Tulloch is a Scottish LTE established in 1991 with a 6-year crop rotation. In the stocked system, crops are partly grazed by sheep and receive farm-yard manure (picture: C. Watson/SRUC).

There are several hundred LTEs available worldwide, and these are mainly analyzed for single research objectives comparing few treatments. It is only recently that the yield data from LTEs have been used to assess yield stability for separate LTEs (see Reckling et al. (2021) for a review) and also in combined analyses using several international LTEs (Marini et al. 2020; Reckling et al. 2018).

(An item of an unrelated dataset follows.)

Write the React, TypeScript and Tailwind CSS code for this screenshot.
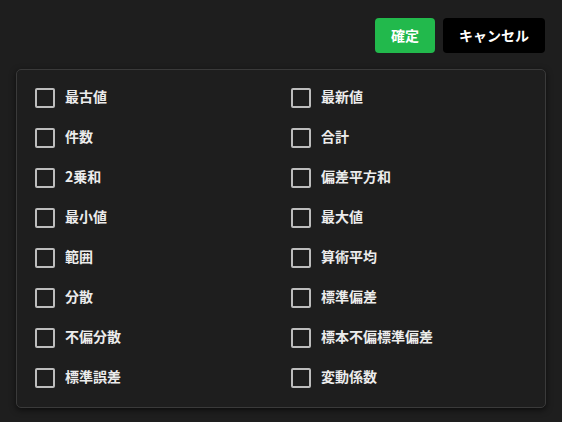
import React, { useState } from 'react';

const LEFT = ['最古値', '件数', '2乗和', '最小値', '範囲', '分散', '不偏分散', '標準誤差'];
const RIGHT = ['最新値', '合計', '偏差平方和', '最大値', '算術平均', '標準偏差', '標本不偏標準偏差', '変動係数'];

const Check: React.FC<{ label: string; checked: boolean; onToggle: () => void }> = ({ label, checked, onToggle }) => (
  <label className="flex h-10 cursor-pointer items-center gap-[10px]" onClick={onToggle}>
    <span className="flex h-5 w-5 items-center justify-center rounded-[2px] border-2 border-[#bdbdbd]">
      {checked && <span className="h-2.5 w-2.5 bg-[#bdbdbd]" />}
    </span>
    <span className="-translate-y-[2px] text-[14px] leading-5 font-semibold text-[#ececec]">{label}</span>
  </label>
);

export default function App() {
  const [checked, setChecked] = useState<Record<string, boolean>>({});
  const toggle = (k: string) => setChecked(prev => ({ ...prev, [k]: !prev[k] }));

  const rows = LEFT.map((l, i) => [l, RIGHT[i]]);

  return (
    <div
      className="flex h-[422px] w-[562px] flex-col bg-[#1e1e1e] px-4 pt-[18px]"
      style={{ fontFamily: '"Noto Sans CJK JP", "Noto Sans", sans-serif' }}
    >
      {/* Actions */}
      <div className="flex justify-end gap-2 pr-px">
        <button className="h-[35px] w-[60px] rounded-[4px] bg-[#22b94c] text-[14px] font-semibold text-white">確定</button>
        <button className="h-[35px] w-[102px] rounded-[4px] bg-black text-[14px] font-semibold text-white">キャンセル</button>
      </div>

      {/* Options */}
      <div className="mt-4 rounded-[5px] border border-[#3a3a3a] bg-[#1e1e1e] pt-2 pb-[9px] pl-[18px] shadow-[0_2px_6px_rgba(0,0,0,0.6)]">
        {rows.map(([l, r]) => (
          <div key={l} className="grid grid-cols-[256px_1fr]">
            <Check label={l} checked={!!checked[l]} onToggle={() => toggle(l)} />
            <Check label={r} checked={!!checked[r]} onToggle={() => toggle(r)} />
          </div>
        ))}
      </div>
    </div>
  );
}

Data from LTEs incorporate changes in climate and changes associated with the management such as the impacts of crop diversification on soil structure and soil carbon that affect crop performance.

Incorporating perennial leys and grain legumes into cropping systems increases the yield of subsequent crops under most conditions compared to systems without legumes and perennial crops (Angus et al. 2015; Preissel et al. 2015; St-Martin et al. 2017). This is due to a positive pre-crop crop effect (residual and break crop effect) that enhances main crop yields by 20% on a global average (Zhao et al. 2022). Cover crops can significantly reduce nutrient leaching and also affect the yield of subsequent crops (Hauggaard-Nielsen et al. 2012; Plaza-Bonilla et al. 2016). While the effect of these diversification strategies (incorporating leys with different lengths, grain legumes, cover crops, and crop sequences) on yield has been observed in separate analyses, the effect of these strategies on yield stability, environmental adaptability, and the probability of diversified systems to outperform less diverse systems has not been investigated.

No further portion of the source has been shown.